It is required that the lines from the top of the listing through the line with "import React from" be reproduced exactly, excluding pictures.

** begin Provided material **

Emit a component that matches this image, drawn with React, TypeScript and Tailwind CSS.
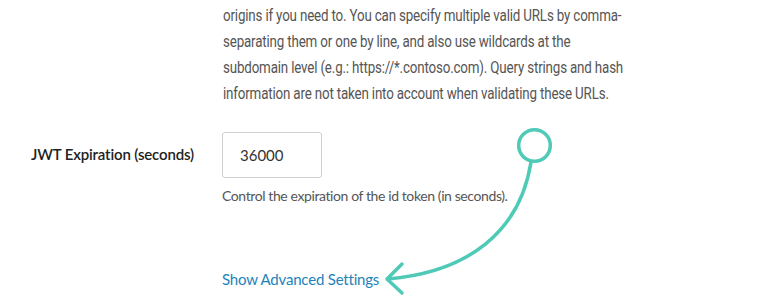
import React from "react";

export default function App() {
  return (
    <div className="relative w-[770px] h-[300px] overflow-hidden bg-white" style={{ fontFamily: "Lato, 'Liberation Sans', sans-serif" }}>
      <div className="pl-[223px] pt-[3px]">
        <p className="w-[560px] origin-left scale-x-[0.835] whitespace-nowrap text-[16px] leading-[26px] text-[#555] tracking-[-0.2px]" style={{ fontFamily: "Roboto, 'Liberation Sans', sans-serif" }}>
          origins if you need to. You can specify multiple valid URLs by comma-
          <br />
          separating them or one by line, and also use wildcards at the
          <br />
          subdomain level (e.g.: https://*.contoso.com). Query strings and hash
          <br />
          information are not taken into account when validating these URLs.
        </p>
      </div>
      <div className="flex mt-[25px]">
        <div className="w-[222px] pl-[31px] pt-[11px] text-[15px] font-semibold text-[#222] tracking-[-0.15px]">
          JWT Expiration (seconds)
        </div>
        <div className="flex flex-col">
          <div className="w-[100px] h-[46px] border border-[#d0d0d0] rounded-[3px] flex items-center pl-[17px] text-[15px] text-[#333]">
            36000
          </div>
          <div className="mt-[8px] text-[14px] text-[#555] leading-[20px] tracking-[-0.4px]">
            Control the expiration of the id token (in seconds).
          </div>
          <div className="mt-[63px] text-[15px] text-[#2283bb] leading-[20px] tracking-[-0.2px]">
            Show Advanced Settings
          </div>
        </div>
      </div>
      <svg className="absolute left-0 top-0" width="770" height="300" viewBox="0 0 770 300" fill="none">
        <circle cx="534.5" cy="145.5" r="15.8" stroke="#4ecab7" strokeWidth="3.5" />
        <path d="M531 162 C520 232 468 272 388 279" stroke="#4ecab7" strokeWidth="3.5" strokeLinecap="round" />
        <path d="M402 264 L387 279 L402 293" stroke="#4ecab7" strokeWidth="3.5" strokeLinecap="round" strokeLinejoin="round" />
      </svg>
    </div>
  );
}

** end Provided material **

> [Exercise result]:
Emit a component that matches this image, drawn with React, TypeScript and Tailwind CSS.
import React from "react";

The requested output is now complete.